Re: About Error while reading large JSON file in Spark
It is a plain Java IO error. Your line is too long. You should alter your JSON schema, so each line is a small JSON object. Please do not concatenate all the object into an array, then write the array in one line. You will have difficulty handling your super large JSON array in Spark anyway. Because one array is one object, it cannot be split into multiple partition. On Tue, Oct 18, 2016 at 3:44 PM Chetan Khatriwrote: > Hello Community members, > > I am getting error while reading large JSON file in spark, > > *Code:* > > val landingVisitor = > sqlContext.read.json("s3n://hist-ngdp/lvisitor/lvisitor-01-aug.json") > > *Error:* > > 16/10/18 07:30:30 ERROR Executor: Exception in task 8.0 in stage 0.0 (TID > 8) > java.io.IOException: Too many bytes before newline: 2147483648 > at org.apache.hadoop.util.LineReader.readDefaultLine(LineReader.java:249) > at org.apache.hadoop.util.LineReader.readLine(LineReader.java:174) > at > org.apache.hadoop.mapred.LineRecordReader.(LineRecordReader.java:135) > at > org.apache.hadoop.mapred.TextInputFormat.getRecordReader(TextInputFormat.java:67) > at org.apache.spark.rdd.HadoopRDD$$anon$1.(HadoopRDD.scala:237) > > What would be resolution for the same ? > > Thanks in Advance ! > > > -- > Yours Aye, > Chetan Khatri. > > -- Thanks, David S.

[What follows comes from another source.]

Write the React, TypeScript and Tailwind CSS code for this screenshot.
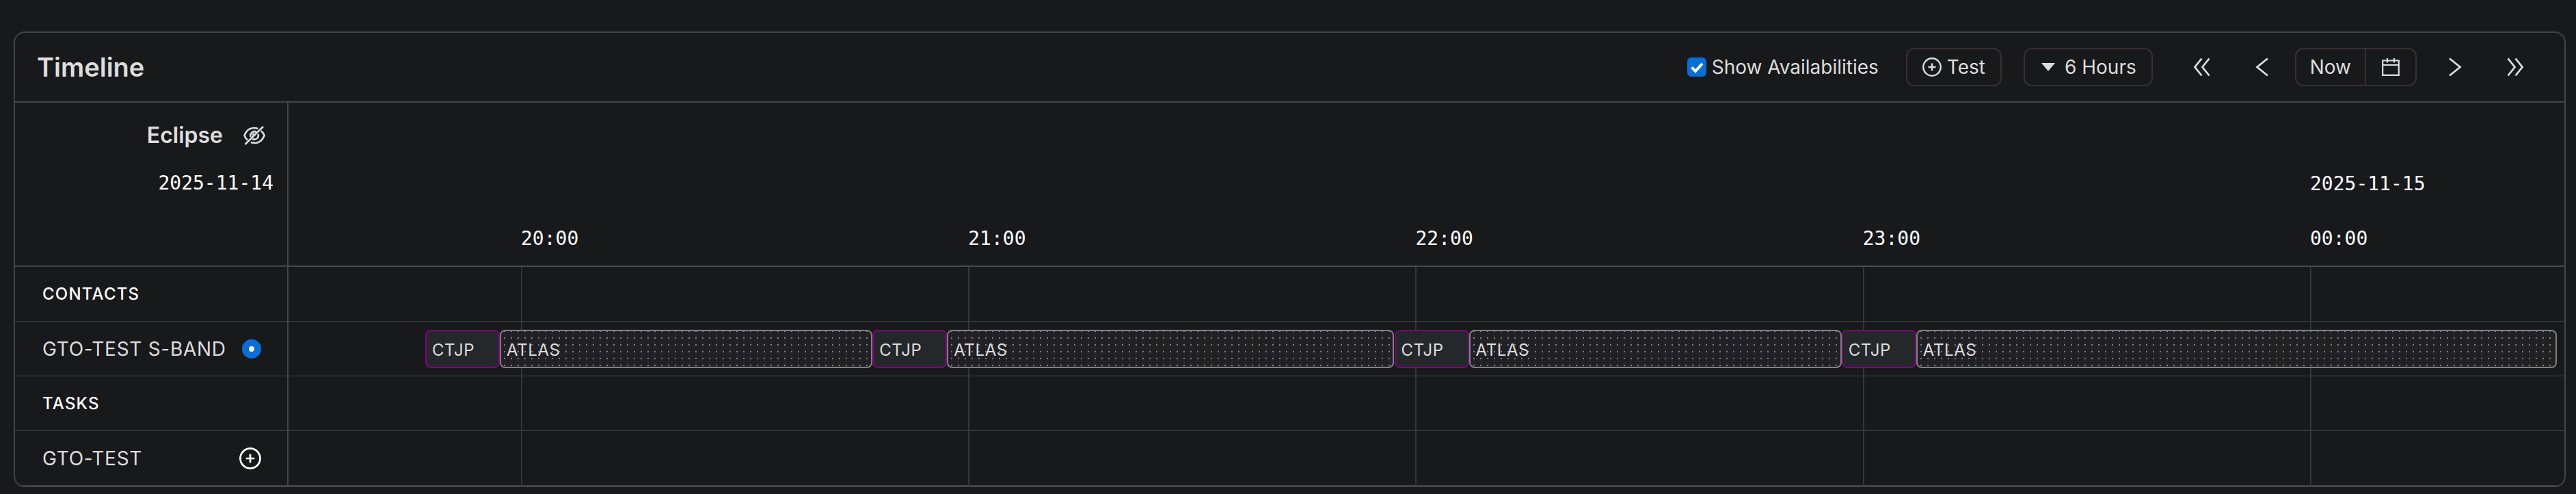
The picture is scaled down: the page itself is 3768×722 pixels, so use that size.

About Error while reading large JSON file in Spark
Hello Community members, I am getting error while reading large JSON file in spark, *Code:* val landingVisitor = sqlContext.read.json("s3n://hist-ngdp/lvisitor/lvisitor-01-aug.json") *Error:* 16/10/18 07:30:30 ERROR Executor: Exception in task 8.0 in stage 0.0 (TID 8) java.io.IOException: Too many bytes before newline: 2147483648 at org.apache.hadoop.util.LineReader.readDefaultLine(LineReader.java:249) at org.apache.hadoop.util.LineReader.readLine(LineReader.java:174) at org.apache.hadoop.mapred.LineRecordReader.(LineRecordReader.java:135) at org.apache.hadoop.mapred.TextInputFormat.getRecordReader(TextInputFormat.java:67) at org.apache.spark.rdd.HadoopRDD$$anon$1.(HadoopRDD.scala:237) What would be resolution for the same ? Thanks in Advance ! -- Yours Aye, Chetan Khatri.